The purpose of Christ’s time among us is laid out in John, more often than not in statements about Christ’s nature that are cast in “I am”  statements.  Using these, Jesus presents his identity in language rich in metaphor and symbolism.  This particular portion of John’s Gospel, and in particular the verses beginning in John 6:34 and running through John 6:59, this section lays out imagery that is powerfully eucharistic.  Meaning, this is where John tells us the story of the purpose of communion. 

In the verses preceding what we’ve just heard, Jesus has described himself using the phrase “I am the bread of life,” and “I am the bread that came down from heaven.”  This, unsurprisingly, confused his first century Judean listeners.  

You are the what?  They are baffled at first mostly by the idea that he came down from heaven.  We know your dad, and your mom.  We know where you grew up.  And now you tell us you’re an alien?  What?

So Jesus goes on, and explains to the confused, grumbling audience what he means. He does this by doubling down on the bread part.   “Whoever eats my flesh and drinks my blood has eternal life,” he says.  And again, “...for my flesh is real food and my blood is real drink.”  And again, “Whoever easts my flesh and drinks my blood remains in me, and I in them.”

This does not necessarily help with the confusion.   So you’re...an...edible...alien?

The essence of what Jesus is teaching here has to do with both incarnation and the Spirit.  What he is telling us has to do with the nature of our participation in who he was, and his participation in who we are.

All those years ago, finding that meaning in the bread took a little thought.  It was the stuff of creation, as much as the body of Jesus himself was the stuff of creation.  

Hold it in your hands, and think a little bit, and marvel at what has gone into it.  The little porous polyhedron in your hand is itself an amazing miracle of God’s creation.  The light and energy from our yellow star has fallen warm on the earth.  Nourished by the fusion-light and the rain and the complex organic matter of earth, wheat has risen from seed and grown to the point of harvest.  Then the labor of humankind has harvested it, and milled it, and mixed it into dough, and baked it.   It has been brought to market, and sold, and then lovingly cut and prepared.   In this simple object lies the labor of hundreds of souls, and the life-giving richness of earth and rain, and the light of the heavens.

This is my body, says the One who speaks with God’s voice.  

But what about the little shot of Jesus?   There it sits, several milliliters of Welches.   What to make of this?  I could try to visualize it as the actual blood of Jesus, I thought, but that just made me feel a bit like Edward from Twilight.   Plus, ew.

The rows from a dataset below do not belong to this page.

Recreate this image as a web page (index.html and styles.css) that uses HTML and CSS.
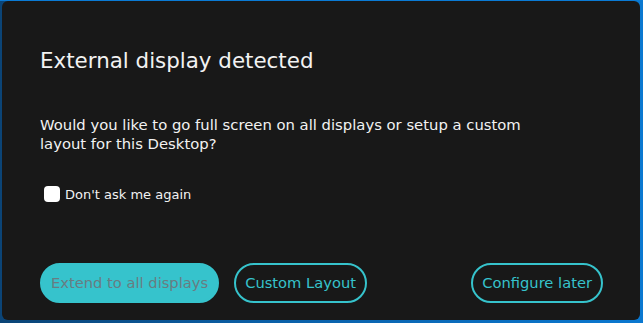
FILE: index.html
```html
<!DOCTYPE html>
<html lang="en">
<head>
  <meta charset="UTF-8">
  <meta name="viewport" content="width=device-width, initial-scale=1.0">
  <title>External display detected</title>
  <link rel="stylesheet" href="styles.css">
</head>
<body>
  <div class="dialog">
    <h1 class="dialog-title">External display detected</h1>
    <p class="dialog-text">Would you like to go full screen on all displays or setup a custom layout for this Desktop?</p>
    <label class="ask-again">
      <input type="checkbox" class="ask-box">
      <span>Don't ask me again</span>
    </label>
    <div class="actions">
      <button class="btn btn-filled">Extend to all displays</button>
      <button class="btn btn-outline">Custom Layout</button>
      <button class="btn btn-outline btn-later">Configure later</button>
    </div>
  </div>
</body>
</html>
```

FILE: styles.css
```css
html, body {
  height: 100%;
}

body {
  margin: 0;
  font-family: "DejaVu Sans", Verdana, sans-serif;
  background: linear-gradient(90deg, #0b4476 0%, #0a5fa6 40%, #0a78d0 100%);
  border-top: 1px solid #0a7ad4;
  box-sizing: border-box;
  display: flex;
  padding: 0 3px 3px 2px;
}

.dialog {
  flex: 1;
  background-color: #181818;
  border-radius: 6px;
  padding: 46px 37px 17px 38px;
  display: flex;
  flex-direction: column;
  color: #f2f2f2;
}

.dialog-title {
  margin: 0;
  font-size: 21.4px;
  font-weight: normal;
  line-height: 28px;
}

.dialog-text {
  margin: 40px 0 0;
  width: 500px;
  font-size: 14.8px;
  line-height: 19px;
}

.ask-again {
  margin-top: 33px;
  display: flex;
  align-items: center;
  gap: 5px;
  font-size: 13px;
  margin-left: 4px;
}

.ask-box {
  appearance: none;
  margin: 0;
  width: 16px;
  height: 16px;
  background: #ffffff;
  border-radius: 4px;
}

.actions {
  margin-top: auto;
  display: flex;
  gap: 15px;
}

.btn {
  height: 40px;
  padding: 0 9px 1px;
  border-radius: 20px;
  font-family: inherit;
  font-size: 14.7px;
  background: transparent;
  border: 2px solid #36c3cc;
  color: #36c3cc;
}

.btn-filled {
  background-color: #36c3cc;
  color: #697c82;
}

.btn-later {
  margin-left: auto;
}
```
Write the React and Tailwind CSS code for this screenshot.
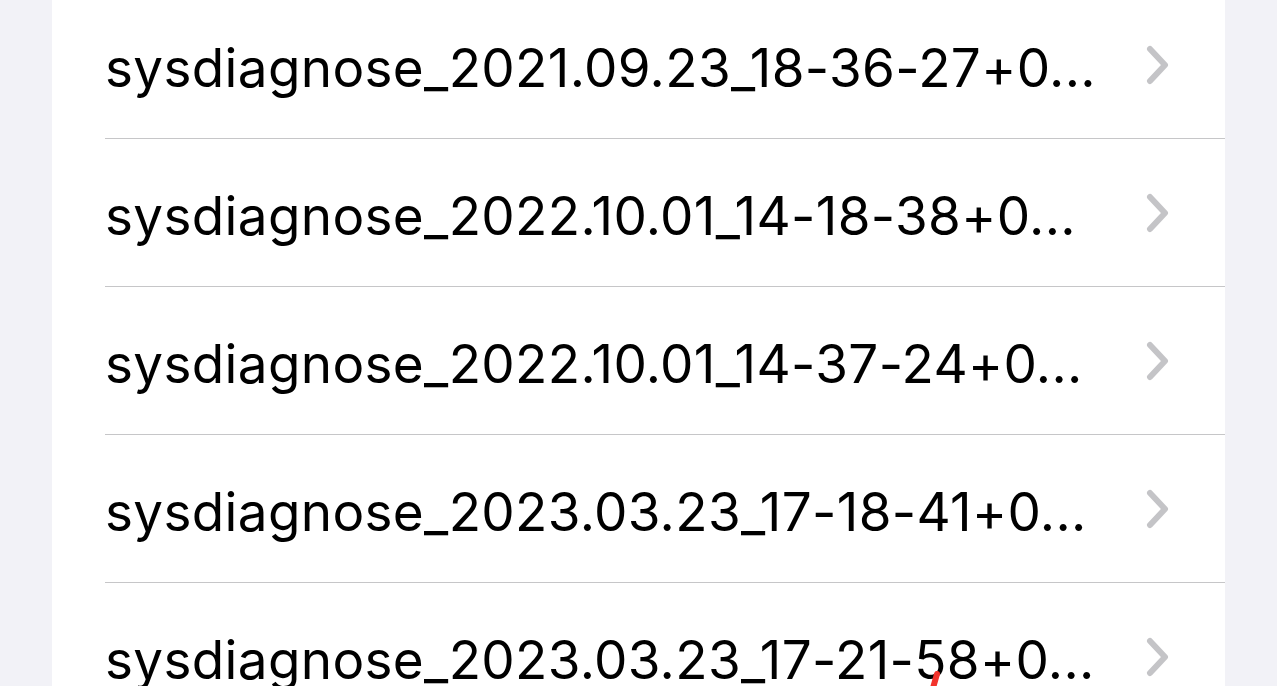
import React from 'react';

const files = [
    'sysdiagnose_2021.09.23_18-36-27+0...',
    'sysdiagnose_2022.10.01_14-18-38+0...',
    'sysdiagnose_2022.10.01_14-37-24+0...',
    'sysdiagnose_2023.03.23_17-18-41+0...',
    'sysdiagnose_2023.03.23_17-21-58+0...',
];

const Chevron = () => (
    <svg width="24" height="40" viewBox="0 0 24 40" className="shrink-0">
        <polyline points="4,4 19,20 4,36" fill="none" stroke="#c4c4c7" strokeWidth="6" strokeLinecap="round" strokeLinejoin="round" />
    </svg>
);

const App = () => {
    return (
        <div className="w-[1277px] h-[686px] overflow-hidden bg-[#f2f2f7]" style={{ fontFamily: 'Inter, "Noto Sans", sans-serif' }}>
            <div className="relative mx-[52px] flex h-full flex-col overflow-hidden bg-white">
                <div className="-mt-[9px] flex flex-col">
                    {files.map((name, i) => (
                        <div key={name} className="pl-[53px]">
                            <div className="flex h-[147px] items-center pr-[55px]">
                                <span className="flex-1 whitespace-nowrap pt-[6px] text-[53px] leading-[80px] tracking-[0.35px] text-black">{name}</span>
                                <Chevron />
                            </div>
                            {i < files.length - 1 && <div className="h-px bg-[#c6c6c8]" />}
                        </div>
                    ))}
                </div>
                {/* red pen mark */}
                <svg className="absolute left-[876px] top-[670px]" width="14" height="18" viewBox="0 0 14 18">
                    <path d="M9 4 L5 18" stroke="#f2332c" strokeWidth="6" strokeLinecap="round" />
                </svg>
            </div>
        </div>
    );
};

export default App;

So I would sit there, and look at the cup.   One Sunday, I was holding particularly still, peering into this tiny plastic receptacle held carefully between both of my hands, searching for meaning.  And as I stared down at that little red circle below me, I noticed that as still as I was sitting, it wasn’t still.  I wasn’t moving at all, but it was pulsing, ever so slightly.   I wasn’t moving a muscle, was barely breathing, and yet that fluid in that little cup moved.   This is because, not being a ninja, I was not able to stop the beating of my heart.  And so as my heart beat in my chest, the fluid in that little cup beat with it.

This is my blood, says Jesus.  This is my life, he is saying.  Let it be your life, too.

Each month, as we eat this simple, most elemental meal, that is what we’re asked to recall.   We are part of the amazing creation of which Christ was a part.   And we are called have our life shaped to his, his love, his mercy, his healing, his teaching, and his willingness to give of himself completely for the purposes of God’s kingdom.

Life is full of moments, so very full of them.   We forget what a gift most are, and how almost all are charged with the possibility of Christ’s joyous, transforming love.   In this meal, we are asked to remember, and to be changed, and to live.  Let it be so, for you and for me, AMEN.